Data records
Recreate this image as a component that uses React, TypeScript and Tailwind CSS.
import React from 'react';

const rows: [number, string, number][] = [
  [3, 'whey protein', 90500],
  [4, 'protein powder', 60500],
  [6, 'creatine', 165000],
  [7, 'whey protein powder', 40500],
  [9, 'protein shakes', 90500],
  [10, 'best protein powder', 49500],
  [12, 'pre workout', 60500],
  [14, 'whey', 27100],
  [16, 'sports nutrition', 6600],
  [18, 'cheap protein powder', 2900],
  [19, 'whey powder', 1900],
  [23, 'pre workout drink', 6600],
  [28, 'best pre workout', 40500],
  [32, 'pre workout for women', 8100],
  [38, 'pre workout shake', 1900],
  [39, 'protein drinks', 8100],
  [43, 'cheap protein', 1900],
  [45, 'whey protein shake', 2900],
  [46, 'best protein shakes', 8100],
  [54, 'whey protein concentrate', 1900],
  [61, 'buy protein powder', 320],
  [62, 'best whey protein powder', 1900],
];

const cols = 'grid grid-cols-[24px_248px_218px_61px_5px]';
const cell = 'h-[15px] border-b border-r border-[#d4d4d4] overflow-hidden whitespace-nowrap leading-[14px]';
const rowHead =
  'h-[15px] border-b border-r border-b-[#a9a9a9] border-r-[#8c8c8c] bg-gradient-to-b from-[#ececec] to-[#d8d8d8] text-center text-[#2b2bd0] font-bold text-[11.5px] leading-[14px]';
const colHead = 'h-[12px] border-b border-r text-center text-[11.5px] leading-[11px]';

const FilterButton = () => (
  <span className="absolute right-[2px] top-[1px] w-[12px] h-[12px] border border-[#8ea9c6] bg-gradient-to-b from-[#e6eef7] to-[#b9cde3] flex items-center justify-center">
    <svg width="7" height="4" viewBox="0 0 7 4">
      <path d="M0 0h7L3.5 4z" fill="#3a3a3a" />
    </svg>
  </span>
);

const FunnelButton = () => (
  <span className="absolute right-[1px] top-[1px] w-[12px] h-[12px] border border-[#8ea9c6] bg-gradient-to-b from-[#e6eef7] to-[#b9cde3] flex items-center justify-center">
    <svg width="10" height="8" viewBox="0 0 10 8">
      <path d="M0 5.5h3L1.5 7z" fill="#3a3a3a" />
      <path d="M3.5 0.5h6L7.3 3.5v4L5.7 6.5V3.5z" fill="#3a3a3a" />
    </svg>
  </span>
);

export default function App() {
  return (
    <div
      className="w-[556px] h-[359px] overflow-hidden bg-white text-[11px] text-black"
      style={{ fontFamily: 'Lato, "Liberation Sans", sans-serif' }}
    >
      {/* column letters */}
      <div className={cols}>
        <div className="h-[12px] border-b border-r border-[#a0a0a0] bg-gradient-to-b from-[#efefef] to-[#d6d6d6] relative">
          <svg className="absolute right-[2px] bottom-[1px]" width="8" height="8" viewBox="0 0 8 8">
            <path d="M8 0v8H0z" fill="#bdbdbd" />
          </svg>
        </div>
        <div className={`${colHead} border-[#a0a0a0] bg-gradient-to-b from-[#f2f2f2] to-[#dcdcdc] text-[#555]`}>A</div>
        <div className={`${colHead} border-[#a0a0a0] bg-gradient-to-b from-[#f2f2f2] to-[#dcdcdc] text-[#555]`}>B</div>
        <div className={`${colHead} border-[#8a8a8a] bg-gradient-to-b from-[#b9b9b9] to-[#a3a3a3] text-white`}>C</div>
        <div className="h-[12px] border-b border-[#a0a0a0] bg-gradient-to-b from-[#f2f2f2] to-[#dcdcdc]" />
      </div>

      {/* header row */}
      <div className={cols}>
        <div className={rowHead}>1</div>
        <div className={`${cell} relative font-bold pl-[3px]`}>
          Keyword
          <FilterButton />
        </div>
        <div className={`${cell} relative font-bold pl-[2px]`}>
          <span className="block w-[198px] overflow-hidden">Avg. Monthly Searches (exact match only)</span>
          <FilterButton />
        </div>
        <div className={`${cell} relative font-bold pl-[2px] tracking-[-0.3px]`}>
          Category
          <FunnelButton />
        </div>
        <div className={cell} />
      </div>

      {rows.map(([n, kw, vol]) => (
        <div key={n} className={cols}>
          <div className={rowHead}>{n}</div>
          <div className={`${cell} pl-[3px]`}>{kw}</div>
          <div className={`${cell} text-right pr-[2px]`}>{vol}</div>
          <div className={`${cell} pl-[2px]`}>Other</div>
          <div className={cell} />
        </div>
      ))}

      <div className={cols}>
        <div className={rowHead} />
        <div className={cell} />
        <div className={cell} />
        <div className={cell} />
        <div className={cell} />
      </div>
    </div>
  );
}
==
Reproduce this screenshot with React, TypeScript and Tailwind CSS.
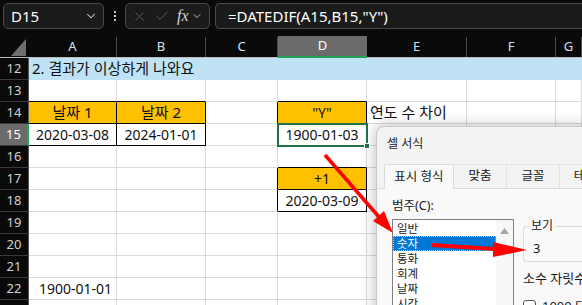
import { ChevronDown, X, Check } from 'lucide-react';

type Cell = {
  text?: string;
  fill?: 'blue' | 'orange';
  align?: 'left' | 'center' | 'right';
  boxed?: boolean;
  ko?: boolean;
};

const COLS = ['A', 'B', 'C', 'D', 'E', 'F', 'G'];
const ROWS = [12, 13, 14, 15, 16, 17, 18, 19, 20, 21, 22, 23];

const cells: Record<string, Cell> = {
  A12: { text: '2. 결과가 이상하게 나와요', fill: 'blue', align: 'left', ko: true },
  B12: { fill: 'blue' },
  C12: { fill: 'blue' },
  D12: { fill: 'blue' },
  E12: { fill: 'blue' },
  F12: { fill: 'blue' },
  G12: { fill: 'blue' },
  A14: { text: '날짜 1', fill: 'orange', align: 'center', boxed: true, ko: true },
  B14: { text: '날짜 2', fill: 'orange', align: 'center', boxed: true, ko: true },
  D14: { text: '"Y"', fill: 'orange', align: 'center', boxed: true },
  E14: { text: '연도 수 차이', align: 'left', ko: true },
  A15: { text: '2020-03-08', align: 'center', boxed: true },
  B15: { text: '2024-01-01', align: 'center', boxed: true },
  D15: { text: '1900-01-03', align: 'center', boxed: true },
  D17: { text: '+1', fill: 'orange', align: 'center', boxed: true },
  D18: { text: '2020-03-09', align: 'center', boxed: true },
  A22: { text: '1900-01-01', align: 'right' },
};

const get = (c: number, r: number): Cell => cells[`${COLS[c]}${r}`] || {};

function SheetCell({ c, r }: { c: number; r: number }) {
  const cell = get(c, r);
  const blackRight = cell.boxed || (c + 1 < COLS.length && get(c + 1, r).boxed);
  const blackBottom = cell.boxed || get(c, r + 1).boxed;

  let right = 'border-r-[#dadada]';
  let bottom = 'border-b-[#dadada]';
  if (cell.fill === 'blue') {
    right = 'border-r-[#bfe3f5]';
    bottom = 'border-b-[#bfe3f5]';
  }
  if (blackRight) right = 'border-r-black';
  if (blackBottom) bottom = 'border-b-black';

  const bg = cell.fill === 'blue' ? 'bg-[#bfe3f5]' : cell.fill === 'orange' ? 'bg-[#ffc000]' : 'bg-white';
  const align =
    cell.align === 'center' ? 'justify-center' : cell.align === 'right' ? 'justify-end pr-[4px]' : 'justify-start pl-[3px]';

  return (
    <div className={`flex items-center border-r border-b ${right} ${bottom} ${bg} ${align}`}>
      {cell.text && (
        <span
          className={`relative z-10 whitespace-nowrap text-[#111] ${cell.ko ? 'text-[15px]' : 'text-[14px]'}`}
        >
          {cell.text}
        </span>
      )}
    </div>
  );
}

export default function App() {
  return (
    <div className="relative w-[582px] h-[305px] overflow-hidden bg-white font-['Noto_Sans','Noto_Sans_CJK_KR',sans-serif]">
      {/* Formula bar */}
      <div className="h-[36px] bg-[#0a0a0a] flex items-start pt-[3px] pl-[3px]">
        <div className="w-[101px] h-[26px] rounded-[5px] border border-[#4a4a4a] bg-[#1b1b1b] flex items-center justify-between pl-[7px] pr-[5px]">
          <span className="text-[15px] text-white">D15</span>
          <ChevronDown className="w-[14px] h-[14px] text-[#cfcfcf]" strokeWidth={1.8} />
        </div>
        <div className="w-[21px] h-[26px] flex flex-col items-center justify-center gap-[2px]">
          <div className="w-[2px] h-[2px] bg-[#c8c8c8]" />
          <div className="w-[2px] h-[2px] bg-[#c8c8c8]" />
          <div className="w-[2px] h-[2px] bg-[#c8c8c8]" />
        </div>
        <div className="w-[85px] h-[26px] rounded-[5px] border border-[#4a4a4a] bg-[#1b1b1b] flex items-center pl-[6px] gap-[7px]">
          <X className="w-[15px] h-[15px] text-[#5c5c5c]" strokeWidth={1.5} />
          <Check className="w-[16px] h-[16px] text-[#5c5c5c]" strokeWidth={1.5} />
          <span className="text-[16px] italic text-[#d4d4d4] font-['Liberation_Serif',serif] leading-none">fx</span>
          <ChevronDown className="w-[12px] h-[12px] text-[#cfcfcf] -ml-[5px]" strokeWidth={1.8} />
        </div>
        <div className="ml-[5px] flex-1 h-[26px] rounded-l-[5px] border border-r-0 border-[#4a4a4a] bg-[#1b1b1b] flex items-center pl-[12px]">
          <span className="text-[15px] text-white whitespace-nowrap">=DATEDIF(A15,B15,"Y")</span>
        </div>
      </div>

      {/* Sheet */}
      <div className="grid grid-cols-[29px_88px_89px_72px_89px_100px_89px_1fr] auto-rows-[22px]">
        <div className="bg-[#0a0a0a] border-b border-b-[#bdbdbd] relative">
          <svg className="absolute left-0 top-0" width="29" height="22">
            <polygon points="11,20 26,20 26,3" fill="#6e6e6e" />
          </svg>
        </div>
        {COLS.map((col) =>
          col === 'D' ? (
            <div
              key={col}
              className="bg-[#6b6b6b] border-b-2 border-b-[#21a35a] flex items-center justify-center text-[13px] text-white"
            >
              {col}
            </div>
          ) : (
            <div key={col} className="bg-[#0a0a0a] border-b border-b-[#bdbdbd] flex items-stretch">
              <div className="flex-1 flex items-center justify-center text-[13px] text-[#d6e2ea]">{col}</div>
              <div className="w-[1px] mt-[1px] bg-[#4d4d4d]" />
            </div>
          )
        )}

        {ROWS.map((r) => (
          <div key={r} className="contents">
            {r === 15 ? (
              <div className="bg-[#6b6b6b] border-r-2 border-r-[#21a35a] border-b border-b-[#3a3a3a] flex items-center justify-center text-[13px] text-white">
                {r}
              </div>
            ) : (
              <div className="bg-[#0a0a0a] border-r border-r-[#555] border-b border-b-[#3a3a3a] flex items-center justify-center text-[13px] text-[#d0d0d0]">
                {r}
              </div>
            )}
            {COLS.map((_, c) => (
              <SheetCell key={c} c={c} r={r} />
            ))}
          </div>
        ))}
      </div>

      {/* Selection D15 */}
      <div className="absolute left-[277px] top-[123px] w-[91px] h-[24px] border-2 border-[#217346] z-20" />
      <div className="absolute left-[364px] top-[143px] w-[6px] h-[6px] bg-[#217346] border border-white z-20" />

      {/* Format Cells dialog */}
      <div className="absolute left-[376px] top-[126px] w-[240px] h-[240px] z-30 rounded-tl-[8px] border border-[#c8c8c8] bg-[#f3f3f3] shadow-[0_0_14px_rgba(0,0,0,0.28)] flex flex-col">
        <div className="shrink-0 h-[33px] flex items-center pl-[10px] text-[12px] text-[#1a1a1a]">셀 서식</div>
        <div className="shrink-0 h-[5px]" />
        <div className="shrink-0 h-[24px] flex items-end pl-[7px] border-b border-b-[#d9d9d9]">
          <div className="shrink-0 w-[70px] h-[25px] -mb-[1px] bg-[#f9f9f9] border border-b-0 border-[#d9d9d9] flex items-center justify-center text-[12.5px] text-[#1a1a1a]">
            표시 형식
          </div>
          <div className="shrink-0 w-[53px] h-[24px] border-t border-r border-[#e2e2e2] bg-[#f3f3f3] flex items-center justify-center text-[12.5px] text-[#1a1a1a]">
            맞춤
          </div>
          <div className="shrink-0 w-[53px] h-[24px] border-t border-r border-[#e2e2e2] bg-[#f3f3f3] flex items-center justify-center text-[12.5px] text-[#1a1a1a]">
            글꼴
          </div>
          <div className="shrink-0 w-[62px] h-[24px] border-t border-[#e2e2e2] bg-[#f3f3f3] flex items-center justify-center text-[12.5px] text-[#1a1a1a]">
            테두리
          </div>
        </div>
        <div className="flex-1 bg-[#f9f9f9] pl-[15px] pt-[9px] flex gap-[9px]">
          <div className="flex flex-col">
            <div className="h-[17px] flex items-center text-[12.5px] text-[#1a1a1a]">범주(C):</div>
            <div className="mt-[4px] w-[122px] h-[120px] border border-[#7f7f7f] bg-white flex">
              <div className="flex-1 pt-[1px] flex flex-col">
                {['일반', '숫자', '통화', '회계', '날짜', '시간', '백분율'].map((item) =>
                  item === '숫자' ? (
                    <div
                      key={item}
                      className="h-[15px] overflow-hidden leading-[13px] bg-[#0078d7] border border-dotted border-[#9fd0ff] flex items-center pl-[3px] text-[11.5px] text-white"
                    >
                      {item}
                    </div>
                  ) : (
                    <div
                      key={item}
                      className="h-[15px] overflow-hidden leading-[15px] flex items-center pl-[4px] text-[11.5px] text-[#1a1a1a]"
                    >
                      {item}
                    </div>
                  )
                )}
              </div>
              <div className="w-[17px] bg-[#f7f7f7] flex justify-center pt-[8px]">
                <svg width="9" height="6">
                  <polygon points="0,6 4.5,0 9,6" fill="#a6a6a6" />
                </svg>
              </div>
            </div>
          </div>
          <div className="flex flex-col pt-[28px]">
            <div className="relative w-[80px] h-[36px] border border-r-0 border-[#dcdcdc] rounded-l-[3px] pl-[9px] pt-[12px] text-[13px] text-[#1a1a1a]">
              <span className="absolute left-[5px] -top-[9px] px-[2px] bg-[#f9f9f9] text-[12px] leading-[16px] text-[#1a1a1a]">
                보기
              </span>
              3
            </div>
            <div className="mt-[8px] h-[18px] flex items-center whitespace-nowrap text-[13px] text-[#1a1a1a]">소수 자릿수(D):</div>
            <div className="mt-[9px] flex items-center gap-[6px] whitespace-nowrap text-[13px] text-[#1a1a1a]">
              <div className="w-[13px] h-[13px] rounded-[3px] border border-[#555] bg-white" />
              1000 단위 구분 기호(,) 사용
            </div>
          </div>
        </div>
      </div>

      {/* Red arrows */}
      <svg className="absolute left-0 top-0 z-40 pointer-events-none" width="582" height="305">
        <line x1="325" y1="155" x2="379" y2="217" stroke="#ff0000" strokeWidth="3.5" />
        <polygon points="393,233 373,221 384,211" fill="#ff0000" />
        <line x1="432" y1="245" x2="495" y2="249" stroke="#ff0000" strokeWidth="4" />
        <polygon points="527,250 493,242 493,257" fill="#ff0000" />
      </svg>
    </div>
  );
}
* * *
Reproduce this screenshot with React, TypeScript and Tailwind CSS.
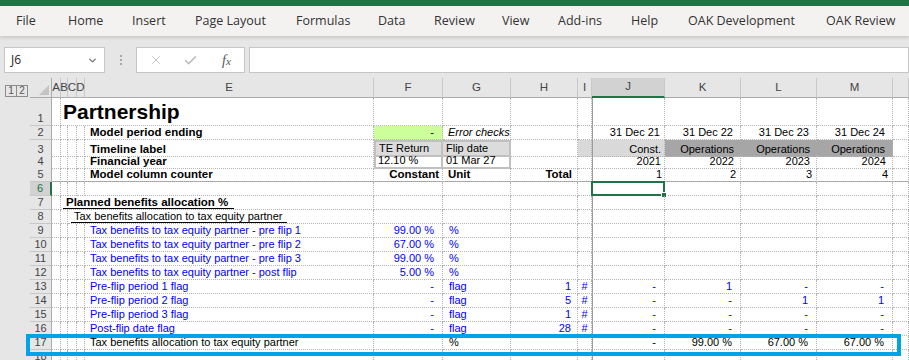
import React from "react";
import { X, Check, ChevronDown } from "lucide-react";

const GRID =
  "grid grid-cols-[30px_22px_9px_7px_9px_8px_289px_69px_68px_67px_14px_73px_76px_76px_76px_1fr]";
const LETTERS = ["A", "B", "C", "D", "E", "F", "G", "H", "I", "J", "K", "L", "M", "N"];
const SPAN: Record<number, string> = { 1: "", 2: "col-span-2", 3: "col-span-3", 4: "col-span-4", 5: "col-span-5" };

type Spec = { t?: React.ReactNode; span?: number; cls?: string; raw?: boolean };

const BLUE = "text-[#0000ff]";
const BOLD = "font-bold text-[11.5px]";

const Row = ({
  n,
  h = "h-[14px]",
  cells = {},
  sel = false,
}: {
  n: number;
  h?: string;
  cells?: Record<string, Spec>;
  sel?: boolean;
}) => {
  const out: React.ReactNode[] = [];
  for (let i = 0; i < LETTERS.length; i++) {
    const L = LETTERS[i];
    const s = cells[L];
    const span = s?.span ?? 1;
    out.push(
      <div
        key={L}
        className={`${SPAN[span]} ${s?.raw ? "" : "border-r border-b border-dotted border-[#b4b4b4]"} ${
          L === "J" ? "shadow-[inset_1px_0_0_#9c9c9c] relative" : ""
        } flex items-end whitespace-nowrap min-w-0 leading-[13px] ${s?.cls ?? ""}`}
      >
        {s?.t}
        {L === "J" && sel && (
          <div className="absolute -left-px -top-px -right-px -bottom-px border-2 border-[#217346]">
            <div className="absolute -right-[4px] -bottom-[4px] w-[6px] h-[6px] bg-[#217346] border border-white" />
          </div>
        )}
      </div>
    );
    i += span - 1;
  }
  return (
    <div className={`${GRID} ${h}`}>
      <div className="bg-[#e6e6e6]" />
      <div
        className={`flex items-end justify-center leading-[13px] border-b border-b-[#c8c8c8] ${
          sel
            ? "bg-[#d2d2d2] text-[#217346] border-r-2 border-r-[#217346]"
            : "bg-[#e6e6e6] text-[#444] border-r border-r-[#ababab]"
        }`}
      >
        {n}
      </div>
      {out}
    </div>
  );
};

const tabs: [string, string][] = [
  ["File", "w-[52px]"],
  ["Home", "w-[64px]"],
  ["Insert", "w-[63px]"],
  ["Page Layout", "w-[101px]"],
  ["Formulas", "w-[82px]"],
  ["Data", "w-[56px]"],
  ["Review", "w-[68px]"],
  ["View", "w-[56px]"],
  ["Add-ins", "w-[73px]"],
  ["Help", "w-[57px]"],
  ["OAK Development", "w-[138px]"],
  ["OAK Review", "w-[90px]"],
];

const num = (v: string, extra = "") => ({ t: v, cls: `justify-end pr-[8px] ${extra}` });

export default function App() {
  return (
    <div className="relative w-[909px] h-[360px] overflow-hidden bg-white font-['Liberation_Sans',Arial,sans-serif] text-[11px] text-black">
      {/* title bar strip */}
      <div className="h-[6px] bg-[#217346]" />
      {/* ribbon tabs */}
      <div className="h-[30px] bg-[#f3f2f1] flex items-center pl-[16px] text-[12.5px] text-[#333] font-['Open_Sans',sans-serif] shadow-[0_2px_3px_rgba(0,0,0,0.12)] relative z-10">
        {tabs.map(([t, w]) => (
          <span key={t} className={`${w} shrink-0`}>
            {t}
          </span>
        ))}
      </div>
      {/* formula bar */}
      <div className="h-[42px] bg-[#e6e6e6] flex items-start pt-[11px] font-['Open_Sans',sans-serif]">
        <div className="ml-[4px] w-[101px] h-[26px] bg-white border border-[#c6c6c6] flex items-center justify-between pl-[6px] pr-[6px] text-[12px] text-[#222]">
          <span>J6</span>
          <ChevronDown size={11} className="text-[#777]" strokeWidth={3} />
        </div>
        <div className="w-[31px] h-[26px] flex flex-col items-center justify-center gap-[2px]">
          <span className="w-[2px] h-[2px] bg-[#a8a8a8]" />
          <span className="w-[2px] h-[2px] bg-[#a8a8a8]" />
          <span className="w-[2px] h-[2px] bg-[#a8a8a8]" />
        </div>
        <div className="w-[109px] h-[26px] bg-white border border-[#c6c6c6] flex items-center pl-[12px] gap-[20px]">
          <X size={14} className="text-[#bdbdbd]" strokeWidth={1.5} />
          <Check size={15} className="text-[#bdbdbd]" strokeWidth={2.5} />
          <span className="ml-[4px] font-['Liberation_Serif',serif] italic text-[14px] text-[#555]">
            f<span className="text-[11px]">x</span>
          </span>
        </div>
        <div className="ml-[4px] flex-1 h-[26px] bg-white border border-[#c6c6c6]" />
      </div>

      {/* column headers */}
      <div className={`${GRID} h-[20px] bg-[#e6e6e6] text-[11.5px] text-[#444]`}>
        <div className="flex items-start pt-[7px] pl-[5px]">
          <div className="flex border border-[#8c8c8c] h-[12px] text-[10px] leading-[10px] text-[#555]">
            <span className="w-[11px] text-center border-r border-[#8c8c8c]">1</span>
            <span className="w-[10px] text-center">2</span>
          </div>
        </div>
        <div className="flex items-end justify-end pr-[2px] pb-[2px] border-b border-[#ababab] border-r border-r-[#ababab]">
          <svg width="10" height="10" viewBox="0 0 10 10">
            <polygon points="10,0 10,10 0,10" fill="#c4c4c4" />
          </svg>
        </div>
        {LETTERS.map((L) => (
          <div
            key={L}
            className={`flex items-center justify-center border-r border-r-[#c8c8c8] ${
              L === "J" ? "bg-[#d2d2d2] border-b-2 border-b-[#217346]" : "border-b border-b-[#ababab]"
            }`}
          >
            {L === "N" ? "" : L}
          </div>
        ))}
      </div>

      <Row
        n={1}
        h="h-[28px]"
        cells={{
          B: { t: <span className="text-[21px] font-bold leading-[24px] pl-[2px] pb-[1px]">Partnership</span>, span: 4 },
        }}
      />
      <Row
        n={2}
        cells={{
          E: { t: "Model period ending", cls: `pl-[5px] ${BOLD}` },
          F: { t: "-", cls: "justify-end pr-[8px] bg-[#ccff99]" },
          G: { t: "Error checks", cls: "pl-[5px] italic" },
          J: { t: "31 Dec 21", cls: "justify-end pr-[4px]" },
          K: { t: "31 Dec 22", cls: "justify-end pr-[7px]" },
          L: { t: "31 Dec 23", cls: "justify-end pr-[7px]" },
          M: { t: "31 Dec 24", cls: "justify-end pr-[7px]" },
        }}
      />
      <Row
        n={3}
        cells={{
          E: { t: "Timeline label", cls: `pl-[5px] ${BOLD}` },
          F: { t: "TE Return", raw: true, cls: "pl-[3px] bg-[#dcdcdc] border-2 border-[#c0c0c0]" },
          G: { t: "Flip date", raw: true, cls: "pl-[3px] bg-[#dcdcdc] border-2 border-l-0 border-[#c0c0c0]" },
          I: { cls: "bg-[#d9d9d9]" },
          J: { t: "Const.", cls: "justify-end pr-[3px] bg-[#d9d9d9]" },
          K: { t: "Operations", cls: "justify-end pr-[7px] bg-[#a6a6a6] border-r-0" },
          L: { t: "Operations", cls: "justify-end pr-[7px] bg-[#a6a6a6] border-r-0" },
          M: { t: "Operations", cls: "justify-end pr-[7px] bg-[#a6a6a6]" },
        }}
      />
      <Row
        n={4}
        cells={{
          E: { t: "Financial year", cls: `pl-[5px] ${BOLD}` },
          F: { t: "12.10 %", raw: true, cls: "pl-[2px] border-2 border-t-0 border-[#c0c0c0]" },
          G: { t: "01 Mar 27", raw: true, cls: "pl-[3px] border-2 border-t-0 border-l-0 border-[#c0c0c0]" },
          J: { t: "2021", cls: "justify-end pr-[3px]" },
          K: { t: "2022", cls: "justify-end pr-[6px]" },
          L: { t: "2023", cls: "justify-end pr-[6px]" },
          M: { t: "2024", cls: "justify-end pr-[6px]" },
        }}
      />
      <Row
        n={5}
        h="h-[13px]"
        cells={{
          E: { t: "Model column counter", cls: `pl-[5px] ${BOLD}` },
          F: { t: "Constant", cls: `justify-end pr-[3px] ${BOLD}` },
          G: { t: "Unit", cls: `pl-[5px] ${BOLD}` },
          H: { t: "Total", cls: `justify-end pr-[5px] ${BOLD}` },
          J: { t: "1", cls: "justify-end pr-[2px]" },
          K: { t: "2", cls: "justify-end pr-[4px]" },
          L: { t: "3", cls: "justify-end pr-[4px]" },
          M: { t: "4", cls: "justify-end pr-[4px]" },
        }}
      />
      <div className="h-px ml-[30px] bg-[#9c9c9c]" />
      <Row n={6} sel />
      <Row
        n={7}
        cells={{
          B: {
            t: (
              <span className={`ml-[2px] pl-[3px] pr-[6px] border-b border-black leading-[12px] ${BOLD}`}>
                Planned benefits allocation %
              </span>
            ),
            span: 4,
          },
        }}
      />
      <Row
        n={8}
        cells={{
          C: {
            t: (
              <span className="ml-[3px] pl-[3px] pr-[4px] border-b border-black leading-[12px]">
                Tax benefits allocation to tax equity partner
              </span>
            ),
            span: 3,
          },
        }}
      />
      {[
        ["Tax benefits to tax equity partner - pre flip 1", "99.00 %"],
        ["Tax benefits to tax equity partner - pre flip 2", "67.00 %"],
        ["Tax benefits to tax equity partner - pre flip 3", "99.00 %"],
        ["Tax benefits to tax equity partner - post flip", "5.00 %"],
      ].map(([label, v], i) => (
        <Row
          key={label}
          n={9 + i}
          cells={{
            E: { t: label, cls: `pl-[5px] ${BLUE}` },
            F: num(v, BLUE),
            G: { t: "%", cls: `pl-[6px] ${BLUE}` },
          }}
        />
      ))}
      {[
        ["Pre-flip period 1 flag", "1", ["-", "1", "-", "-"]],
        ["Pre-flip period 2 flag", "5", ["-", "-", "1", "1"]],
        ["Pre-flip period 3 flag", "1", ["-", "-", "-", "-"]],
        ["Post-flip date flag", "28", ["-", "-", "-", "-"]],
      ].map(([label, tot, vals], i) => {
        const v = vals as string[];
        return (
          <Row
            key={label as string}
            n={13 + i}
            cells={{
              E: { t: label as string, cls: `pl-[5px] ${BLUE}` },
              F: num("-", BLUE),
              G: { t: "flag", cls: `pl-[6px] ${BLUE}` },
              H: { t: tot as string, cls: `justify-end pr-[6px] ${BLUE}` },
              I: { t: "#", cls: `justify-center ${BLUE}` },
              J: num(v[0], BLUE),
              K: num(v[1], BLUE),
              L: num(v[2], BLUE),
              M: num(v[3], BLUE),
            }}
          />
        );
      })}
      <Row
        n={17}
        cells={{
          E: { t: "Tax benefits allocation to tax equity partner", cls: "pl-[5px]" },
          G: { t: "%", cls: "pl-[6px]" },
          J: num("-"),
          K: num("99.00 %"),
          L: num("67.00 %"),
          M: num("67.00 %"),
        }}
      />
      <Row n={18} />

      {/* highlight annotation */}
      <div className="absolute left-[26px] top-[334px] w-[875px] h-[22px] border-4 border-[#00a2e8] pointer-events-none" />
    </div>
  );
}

PROBLEM DETAILS:
Between the line containing "Recreate this image" and the line containing "import React from 'react';" lies the part to return. Return it exactly, counting both of those lines.

OUTPUT OF THE TASK:
Recreate this image as a component that uses React, TypeScript and Tailwind CSS.
import React from 'react';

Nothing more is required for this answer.